▶ **MATERIALS PROVIDED**
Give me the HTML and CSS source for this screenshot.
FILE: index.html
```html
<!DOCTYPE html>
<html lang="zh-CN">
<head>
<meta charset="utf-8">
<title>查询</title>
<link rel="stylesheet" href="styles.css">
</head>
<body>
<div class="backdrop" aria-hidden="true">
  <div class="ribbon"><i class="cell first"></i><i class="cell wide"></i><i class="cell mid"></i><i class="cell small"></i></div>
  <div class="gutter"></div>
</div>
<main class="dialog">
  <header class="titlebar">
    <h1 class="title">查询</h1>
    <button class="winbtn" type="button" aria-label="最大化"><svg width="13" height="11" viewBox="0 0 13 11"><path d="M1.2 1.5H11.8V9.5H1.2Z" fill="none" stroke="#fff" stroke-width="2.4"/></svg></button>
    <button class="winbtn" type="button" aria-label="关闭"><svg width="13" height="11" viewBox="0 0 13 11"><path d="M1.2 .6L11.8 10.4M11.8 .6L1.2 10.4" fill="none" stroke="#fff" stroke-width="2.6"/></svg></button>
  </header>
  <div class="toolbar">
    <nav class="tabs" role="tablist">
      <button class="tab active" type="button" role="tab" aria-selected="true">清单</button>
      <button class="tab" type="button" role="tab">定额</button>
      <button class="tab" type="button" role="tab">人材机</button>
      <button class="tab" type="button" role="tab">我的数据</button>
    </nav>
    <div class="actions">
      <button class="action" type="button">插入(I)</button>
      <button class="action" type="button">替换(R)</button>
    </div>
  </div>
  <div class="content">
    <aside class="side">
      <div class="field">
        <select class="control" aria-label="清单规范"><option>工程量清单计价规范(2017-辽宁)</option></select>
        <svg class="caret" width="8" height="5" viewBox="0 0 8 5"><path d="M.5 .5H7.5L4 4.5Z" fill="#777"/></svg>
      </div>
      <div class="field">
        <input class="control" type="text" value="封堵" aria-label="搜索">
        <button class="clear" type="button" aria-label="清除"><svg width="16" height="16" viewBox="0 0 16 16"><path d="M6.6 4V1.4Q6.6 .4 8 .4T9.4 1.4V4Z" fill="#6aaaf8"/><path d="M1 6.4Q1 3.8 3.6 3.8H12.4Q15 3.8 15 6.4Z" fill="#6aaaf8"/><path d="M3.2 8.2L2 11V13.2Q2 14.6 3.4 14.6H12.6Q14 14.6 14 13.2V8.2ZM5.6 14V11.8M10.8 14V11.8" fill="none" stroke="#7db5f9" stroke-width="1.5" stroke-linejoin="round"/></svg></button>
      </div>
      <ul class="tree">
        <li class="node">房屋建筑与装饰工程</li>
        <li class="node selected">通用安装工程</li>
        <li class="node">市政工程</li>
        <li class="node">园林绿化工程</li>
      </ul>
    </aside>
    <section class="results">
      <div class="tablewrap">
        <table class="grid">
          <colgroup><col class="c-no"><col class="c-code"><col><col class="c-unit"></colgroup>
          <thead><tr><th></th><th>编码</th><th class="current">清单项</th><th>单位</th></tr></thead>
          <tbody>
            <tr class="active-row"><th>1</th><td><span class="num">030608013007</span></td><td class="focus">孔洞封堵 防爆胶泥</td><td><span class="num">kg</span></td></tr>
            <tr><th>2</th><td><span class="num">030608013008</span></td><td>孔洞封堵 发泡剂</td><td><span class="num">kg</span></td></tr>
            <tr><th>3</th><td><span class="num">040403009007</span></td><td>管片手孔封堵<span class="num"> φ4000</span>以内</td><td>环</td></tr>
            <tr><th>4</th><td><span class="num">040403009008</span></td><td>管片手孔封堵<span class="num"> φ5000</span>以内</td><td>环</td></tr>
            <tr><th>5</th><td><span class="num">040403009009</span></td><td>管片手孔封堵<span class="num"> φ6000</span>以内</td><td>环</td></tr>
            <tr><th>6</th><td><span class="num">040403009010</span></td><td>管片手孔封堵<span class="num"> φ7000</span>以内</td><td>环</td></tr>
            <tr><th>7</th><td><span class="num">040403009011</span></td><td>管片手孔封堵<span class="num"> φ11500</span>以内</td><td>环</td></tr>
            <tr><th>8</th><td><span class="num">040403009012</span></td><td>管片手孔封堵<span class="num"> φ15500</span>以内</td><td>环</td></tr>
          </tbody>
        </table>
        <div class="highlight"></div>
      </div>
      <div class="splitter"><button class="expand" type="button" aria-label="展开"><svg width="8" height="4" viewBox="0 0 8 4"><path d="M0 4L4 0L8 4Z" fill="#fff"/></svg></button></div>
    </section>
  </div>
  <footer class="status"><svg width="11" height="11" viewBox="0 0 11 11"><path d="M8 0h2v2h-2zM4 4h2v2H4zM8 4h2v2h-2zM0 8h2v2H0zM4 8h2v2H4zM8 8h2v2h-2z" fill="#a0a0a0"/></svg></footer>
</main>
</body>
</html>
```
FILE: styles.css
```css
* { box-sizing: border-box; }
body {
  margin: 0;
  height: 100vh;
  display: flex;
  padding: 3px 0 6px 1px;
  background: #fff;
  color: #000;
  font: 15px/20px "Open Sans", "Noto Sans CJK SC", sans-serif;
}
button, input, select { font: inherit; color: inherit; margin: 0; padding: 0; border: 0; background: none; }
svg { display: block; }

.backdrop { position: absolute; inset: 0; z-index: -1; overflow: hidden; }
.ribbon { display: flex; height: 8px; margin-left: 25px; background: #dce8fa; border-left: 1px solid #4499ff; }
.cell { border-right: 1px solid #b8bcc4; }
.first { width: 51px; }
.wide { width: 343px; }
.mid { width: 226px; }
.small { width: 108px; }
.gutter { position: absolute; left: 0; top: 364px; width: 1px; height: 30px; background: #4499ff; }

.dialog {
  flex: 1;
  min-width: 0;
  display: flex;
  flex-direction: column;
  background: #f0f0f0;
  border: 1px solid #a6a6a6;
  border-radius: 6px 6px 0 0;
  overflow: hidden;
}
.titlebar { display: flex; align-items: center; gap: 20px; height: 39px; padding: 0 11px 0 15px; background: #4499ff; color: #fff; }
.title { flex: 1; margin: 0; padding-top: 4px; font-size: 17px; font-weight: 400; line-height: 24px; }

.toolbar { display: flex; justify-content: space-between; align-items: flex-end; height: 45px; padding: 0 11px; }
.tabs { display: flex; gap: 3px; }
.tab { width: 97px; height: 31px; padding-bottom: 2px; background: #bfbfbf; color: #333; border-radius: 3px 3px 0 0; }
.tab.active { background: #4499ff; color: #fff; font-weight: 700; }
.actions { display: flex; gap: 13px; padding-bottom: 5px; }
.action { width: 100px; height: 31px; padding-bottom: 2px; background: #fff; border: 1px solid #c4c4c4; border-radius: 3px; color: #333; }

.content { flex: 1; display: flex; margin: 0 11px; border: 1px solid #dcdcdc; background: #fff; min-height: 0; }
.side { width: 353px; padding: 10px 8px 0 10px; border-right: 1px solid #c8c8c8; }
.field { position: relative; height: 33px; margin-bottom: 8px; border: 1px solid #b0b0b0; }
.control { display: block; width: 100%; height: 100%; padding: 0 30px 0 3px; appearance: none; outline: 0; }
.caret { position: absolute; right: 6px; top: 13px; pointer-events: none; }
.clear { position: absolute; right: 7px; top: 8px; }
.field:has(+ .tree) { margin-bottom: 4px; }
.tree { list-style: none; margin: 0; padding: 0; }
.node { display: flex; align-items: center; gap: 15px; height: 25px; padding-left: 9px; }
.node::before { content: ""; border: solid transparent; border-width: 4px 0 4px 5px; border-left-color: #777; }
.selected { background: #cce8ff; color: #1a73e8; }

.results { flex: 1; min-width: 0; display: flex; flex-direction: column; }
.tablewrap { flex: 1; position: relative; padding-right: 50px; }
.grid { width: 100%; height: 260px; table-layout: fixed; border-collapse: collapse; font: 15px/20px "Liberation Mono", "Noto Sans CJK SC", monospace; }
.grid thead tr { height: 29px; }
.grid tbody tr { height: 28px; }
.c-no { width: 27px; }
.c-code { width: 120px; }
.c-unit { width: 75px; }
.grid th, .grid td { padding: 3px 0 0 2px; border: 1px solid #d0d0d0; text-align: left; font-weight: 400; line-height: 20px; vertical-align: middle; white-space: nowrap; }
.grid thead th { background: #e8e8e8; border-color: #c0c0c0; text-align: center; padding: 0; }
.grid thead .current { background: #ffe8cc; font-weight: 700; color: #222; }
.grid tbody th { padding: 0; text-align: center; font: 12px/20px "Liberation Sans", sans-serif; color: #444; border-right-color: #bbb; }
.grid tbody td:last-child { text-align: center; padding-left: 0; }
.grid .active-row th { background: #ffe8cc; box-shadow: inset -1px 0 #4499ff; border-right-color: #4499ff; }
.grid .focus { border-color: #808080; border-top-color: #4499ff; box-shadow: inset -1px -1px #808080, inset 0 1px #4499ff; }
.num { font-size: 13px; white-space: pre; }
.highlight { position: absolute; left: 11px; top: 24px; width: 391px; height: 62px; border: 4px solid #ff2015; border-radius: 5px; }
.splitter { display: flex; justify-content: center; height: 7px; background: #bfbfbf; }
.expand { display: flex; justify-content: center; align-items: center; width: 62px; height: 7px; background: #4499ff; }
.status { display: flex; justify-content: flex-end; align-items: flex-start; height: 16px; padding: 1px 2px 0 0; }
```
* * *
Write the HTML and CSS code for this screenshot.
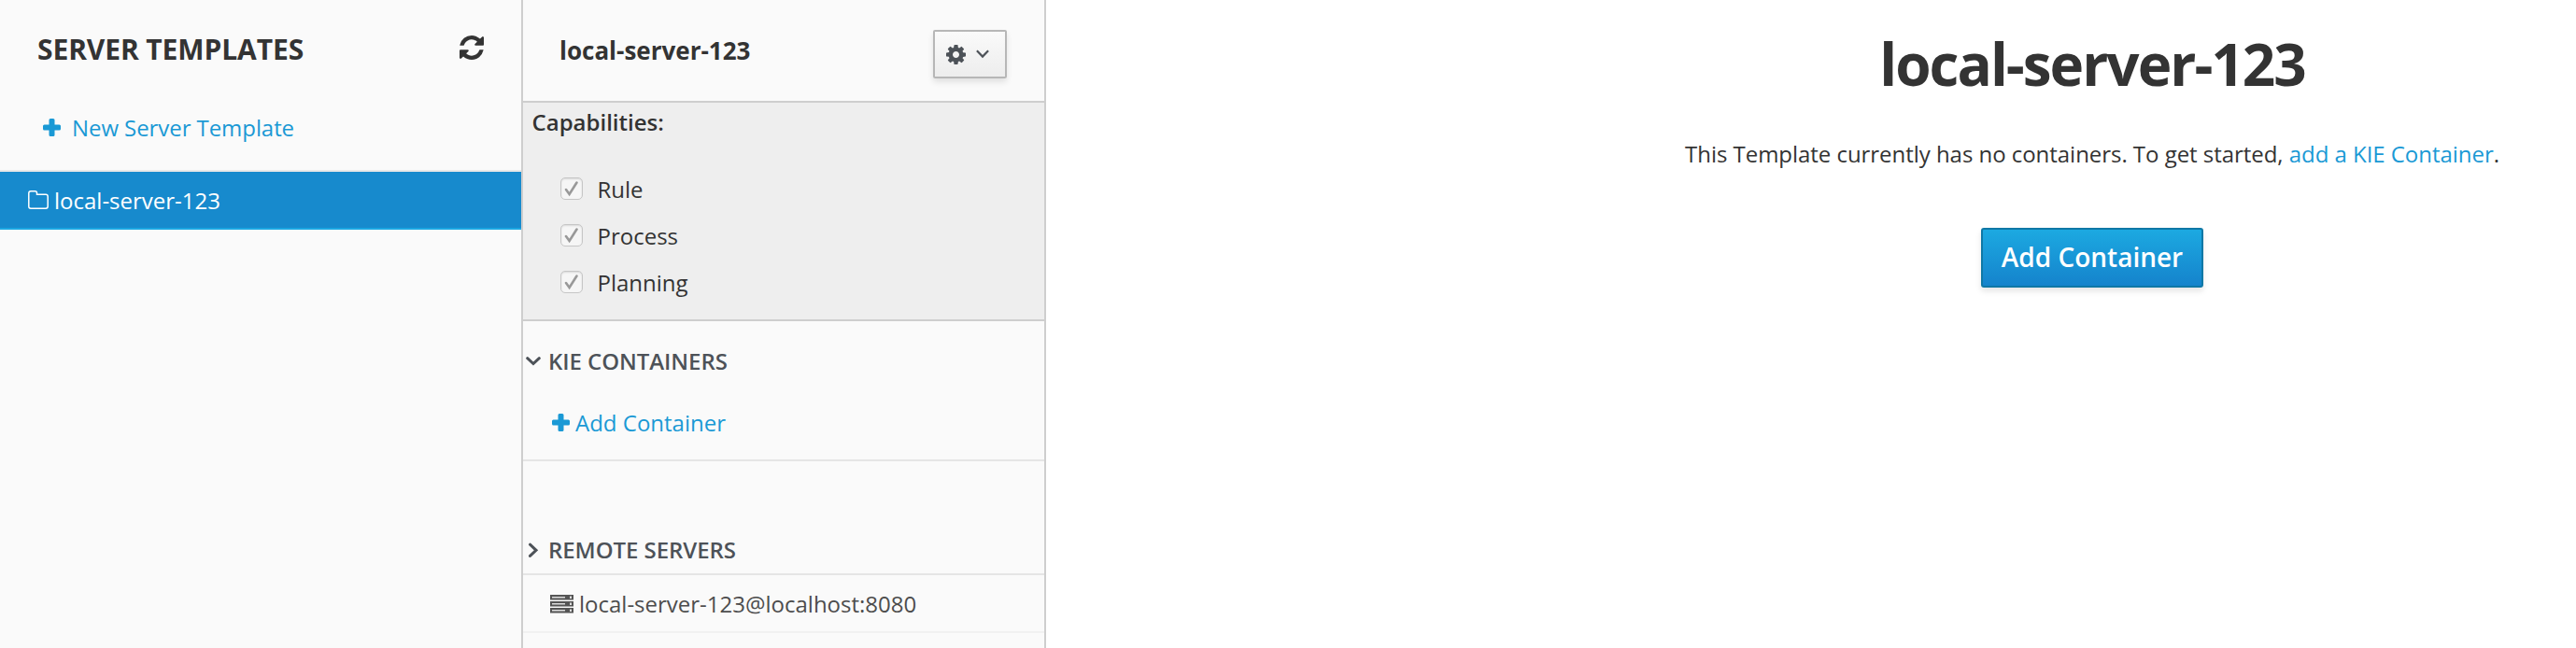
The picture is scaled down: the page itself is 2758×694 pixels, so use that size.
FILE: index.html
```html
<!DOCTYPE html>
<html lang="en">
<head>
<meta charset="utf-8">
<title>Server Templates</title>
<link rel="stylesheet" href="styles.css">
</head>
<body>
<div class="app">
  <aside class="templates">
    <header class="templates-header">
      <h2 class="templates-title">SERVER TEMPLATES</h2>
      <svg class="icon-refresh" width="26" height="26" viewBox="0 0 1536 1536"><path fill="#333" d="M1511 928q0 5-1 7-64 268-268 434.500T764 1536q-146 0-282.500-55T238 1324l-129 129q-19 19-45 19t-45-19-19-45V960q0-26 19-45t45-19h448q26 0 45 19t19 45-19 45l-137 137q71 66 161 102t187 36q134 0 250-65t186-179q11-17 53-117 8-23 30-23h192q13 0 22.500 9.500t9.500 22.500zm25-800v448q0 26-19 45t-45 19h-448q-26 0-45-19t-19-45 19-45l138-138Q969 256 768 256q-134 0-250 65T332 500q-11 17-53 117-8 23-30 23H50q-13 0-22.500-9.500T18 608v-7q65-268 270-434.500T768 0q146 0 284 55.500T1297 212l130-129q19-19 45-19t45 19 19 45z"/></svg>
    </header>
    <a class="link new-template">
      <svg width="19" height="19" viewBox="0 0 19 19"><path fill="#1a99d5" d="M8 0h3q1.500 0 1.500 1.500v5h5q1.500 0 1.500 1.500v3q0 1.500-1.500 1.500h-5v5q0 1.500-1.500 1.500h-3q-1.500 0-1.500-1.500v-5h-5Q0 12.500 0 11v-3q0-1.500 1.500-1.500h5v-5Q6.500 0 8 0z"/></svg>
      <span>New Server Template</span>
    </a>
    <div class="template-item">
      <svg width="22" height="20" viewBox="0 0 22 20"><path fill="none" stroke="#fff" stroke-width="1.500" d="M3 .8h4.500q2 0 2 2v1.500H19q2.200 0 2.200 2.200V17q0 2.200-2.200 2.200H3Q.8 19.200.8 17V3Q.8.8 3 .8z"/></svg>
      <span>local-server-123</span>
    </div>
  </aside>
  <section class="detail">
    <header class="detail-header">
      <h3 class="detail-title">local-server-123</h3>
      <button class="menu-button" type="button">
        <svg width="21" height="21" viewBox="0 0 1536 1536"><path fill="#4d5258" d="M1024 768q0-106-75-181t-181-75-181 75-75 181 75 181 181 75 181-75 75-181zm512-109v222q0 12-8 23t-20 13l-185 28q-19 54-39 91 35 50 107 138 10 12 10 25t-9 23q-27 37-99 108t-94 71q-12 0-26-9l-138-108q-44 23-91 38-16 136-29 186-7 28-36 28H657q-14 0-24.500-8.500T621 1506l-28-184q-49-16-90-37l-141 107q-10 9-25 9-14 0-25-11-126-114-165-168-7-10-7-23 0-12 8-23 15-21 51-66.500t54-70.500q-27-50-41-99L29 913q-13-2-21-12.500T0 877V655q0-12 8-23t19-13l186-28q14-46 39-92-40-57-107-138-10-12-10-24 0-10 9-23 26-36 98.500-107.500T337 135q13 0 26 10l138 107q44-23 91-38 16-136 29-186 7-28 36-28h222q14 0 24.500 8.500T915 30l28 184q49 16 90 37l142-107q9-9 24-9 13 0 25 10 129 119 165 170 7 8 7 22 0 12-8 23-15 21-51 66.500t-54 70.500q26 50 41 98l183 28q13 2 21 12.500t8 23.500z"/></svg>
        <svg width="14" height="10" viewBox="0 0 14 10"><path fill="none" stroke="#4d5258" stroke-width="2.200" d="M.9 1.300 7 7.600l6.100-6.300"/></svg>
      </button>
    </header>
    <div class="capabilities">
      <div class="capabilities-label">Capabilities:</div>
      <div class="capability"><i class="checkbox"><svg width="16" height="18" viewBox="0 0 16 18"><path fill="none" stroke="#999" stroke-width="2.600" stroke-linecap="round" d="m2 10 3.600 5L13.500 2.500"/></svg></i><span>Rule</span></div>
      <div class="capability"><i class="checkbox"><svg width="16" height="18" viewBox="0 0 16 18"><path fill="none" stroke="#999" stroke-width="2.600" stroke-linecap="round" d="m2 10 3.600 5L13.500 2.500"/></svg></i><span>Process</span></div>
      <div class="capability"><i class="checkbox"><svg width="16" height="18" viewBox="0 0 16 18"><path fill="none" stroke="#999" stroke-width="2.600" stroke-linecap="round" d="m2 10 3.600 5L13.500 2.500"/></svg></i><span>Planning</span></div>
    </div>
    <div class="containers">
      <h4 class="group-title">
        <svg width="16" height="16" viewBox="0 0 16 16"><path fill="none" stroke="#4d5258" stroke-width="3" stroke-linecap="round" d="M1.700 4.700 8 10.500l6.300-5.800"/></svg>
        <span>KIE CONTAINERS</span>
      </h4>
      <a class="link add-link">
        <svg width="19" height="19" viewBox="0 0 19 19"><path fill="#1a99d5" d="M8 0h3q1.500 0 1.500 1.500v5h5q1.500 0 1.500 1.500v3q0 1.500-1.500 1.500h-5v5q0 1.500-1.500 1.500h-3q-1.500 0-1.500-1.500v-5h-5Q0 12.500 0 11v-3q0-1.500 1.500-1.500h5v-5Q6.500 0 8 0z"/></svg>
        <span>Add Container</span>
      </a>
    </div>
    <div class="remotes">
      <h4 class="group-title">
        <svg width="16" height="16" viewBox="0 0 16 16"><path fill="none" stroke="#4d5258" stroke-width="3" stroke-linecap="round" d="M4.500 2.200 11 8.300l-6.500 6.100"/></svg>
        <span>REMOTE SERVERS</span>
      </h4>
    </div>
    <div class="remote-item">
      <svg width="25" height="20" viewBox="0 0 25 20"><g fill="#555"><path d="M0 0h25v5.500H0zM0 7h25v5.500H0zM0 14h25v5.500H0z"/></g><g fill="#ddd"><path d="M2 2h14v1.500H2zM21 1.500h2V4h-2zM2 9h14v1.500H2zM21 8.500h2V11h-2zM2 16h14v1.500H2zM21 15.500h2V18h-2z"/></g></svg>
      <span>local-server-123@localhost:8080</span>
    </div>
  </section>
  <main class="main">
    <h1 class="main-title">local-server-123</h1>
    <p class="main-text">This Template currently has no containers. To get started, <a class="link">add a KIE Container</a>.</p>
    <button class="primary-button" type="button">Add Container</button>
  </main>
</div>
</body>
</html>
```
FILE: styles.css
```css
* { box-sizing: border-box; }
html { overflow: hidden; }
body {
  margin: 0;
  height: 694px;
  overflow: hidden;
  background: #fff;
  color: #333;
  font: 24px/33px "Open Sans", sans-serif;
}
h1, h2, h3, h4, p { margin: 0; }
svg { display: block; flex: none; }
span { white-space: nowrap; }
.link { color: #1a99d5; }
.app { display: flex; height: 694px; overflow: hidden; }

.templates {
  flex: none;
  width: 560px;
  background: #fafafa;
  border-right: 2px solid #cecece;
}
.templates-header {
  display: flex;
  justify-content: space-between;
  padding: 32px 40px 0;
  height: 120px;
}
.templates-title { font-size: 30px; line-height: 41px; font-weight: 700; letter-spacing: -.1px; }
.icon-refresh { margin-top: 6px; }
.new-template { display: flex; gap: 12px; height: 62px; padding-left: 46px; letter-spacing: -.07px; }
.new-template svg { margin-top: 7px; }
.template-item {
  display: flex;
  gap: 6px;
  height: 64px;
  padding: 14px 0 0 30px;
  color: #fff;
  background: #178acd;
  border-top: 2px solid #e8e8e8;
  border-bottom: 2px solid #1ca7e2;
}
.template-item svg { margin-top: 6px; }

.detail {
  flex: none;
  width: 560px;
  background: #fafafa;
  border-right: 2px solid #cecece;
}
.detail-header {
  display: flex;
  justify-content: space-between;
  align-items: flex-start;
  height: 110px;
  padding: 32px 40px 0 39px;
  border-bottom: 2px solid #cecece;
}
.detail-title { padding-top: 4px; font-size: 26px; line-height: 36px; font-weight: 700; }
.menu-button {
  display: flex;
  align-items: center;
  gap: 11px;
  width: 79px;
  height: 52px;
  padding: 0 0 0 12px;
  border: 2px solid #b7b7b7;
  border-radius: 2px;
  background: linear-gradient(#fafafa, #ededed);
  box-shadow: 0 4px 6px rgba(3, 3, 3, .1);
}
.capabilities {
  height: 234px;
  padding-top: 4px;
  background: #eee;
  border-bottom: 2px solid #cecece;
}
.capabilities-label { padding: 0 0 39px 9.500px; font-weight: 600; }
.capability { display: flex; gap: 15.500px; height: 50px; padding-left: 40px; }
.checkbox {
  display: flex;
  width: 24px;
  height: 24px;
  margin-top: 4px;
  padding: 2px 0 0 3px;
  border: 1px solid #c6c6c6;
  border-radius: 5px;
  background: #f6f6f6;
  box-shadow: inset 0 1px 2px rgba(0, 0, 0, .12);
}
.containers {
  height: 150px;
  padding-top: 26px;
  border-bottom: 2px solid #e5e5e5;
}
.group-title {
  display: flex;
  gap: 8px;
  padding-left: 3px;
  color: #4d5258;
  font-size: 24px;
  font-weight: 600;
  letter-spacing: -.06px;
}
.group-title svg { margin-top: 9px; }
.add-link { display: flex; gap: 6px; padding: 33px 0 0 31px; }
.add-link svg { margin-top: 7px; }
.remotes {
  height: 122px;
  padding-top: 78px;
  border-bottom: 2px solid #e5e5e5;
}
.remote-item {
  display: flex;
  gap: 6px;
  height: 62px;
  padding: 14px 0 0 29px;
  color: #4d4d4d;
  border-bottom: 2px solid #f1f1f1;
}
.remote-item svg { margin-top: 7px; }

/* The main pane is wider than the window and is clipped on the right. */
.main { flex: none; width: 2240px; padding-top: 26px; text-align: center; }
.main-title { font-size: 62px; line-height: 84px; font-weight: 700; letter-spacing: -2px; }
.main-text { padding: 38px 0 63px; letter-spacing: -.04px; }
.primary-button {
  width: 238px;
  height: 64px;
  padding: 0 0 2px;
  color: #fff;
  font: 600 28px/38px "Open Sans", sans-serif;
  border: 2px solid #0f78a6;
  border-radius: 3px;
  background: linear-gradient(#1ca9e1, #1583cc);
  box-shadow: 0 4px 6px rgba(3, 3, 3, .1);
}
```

▶ **TASK INSTRUCTIONS**
Copy down every line of the material above that includes the string "size".

▶ **ANSWER**
.title { flex: 1; margin: 0; padding-top: 4px; font-size: 17px; font-weight: 400; line-height: 24px; }
.num { font-size: 13px; white-space: pre; }
The picture is scaled down: the page itself is 2758×694 pixels, so use that size.
.templates-title { font-size: 30px; line-height: 41px; font-weight: 700; letter-spacing: -.1px; }
.detail-title { padding-top: 4px; font-size: 26px; line-height: 36px; font-weight: 700; }
  font-size: 24px;
.main-title { font-size: 62px; line-height: 84px; font-weight: 700; letter-spacing: -2px; }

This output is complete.